İmam hutbesinde Hristiyanlarla dost olmayın, demiş. Dostumuzun ailesi Hristiyan’dı ama Müslümanlara karşı herhangi bir düşmanlık beslemiyordu. Dostumuzla ilk tanıştığımızda, Müslümanlığı seçtiği zaman ailesinin tepkisinin ne olduğunu sormuştum. Bana anlattığına göre annesi onu ilk defa namaz kılarken kapı aralığından görmüş. Usulca babasını da çağırmış, onun namaz kılışını beraberce seyretmişler.
Kızlarına Müslüman olması nedeniyle bir baskı da yapmamışlar. Kız: “Müslüman olmama üzüldünüz mü?” diye sorunca üzülmediklerini Hz. Muhammed’in de Allah’ın peygamberi olduğuna inandıklarını söylemişler.

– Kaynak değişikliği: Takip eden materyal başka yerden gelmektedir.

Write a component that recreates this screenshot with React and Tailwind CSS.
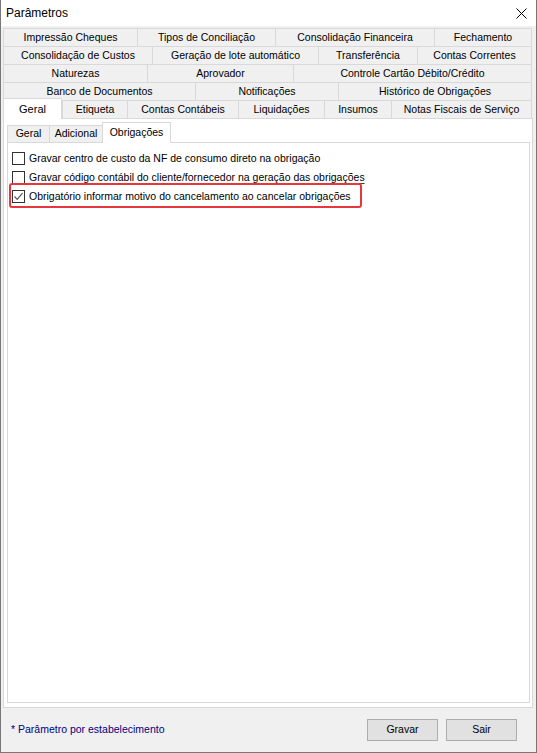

Kız Liseyi Katolik mektebinde okumuş. Her fırsatta Hz İsa’nın Allah’ın oğlu değil, Elçisi olduğuna inandığını söylüyor ve öğretmenleriyle bu konuyu tartışıyormuş. Üniversiteye geldiğinde üniversitede tanıştığı iki Filistinli kız arkadaşından İslam’ı öğrenmiş ve Müslüman olmuş.
İnsanların hepsini aynı teraziye koymak ve düşmanlık yapmayan insanlara düşmanca davranmak Allah’ın tavsiye ettiği bir şey değildir. Düşmanlık, ancak dinini yaşamana engel olan ve düşmanlık besleyenedir. Allah bu konuda şunları söylüyor:
60: MÜMTEHİNE / 7. Belki de Allah, düşmanlık ettiğiniz kişilerle sizin aranızda bir sevgi yaratır. Allah yücedir, bağışlayan ve esirgeyendir.
60: MÜMTEHİNE / 8. Allah, sizinle din konusunda savaşmayan ve sizi yurtlarınızdan çıkarmayanlara karşı iyilik yapmanızı, adaletli davranmanızı yasaklamaz… Allah adil olanları muhakkak ki sever.
60: MÜMTEHİNE / 9. Allah ancak din konusunda sizinle savaşan ve sizi yurtlarınızdan çıkaran veya sizin yurtlarınızdan çıkarılmalarınıza destek veren kimselerle dostluk kurmaktan sizi men eder. Onlarla dost olanlar varya işte onlar zalimlerdir.
Sonuçta dostumuzun ailesi onun camiye gitmesine ve ibadet etmesine engel olup düşmanlık etmemiştir. Annesi cami ziyaretinde abdest almış ve tesettür kıyafeti giyerek saygı göstermiştir. İslam’ı tebliğ insanları kaçırarak değil sevdirerek yapılmalıdır. İslam’ın geniş kitlelere sevdirerek benimsetilmesi hem bir görev hem de bir zarurettir. Din adamlarının görevi İslam’ı doğru bir şekilde kitlelere ulaştırmak ve yeryüzünde huzur ve güveni hakim kılmaktır.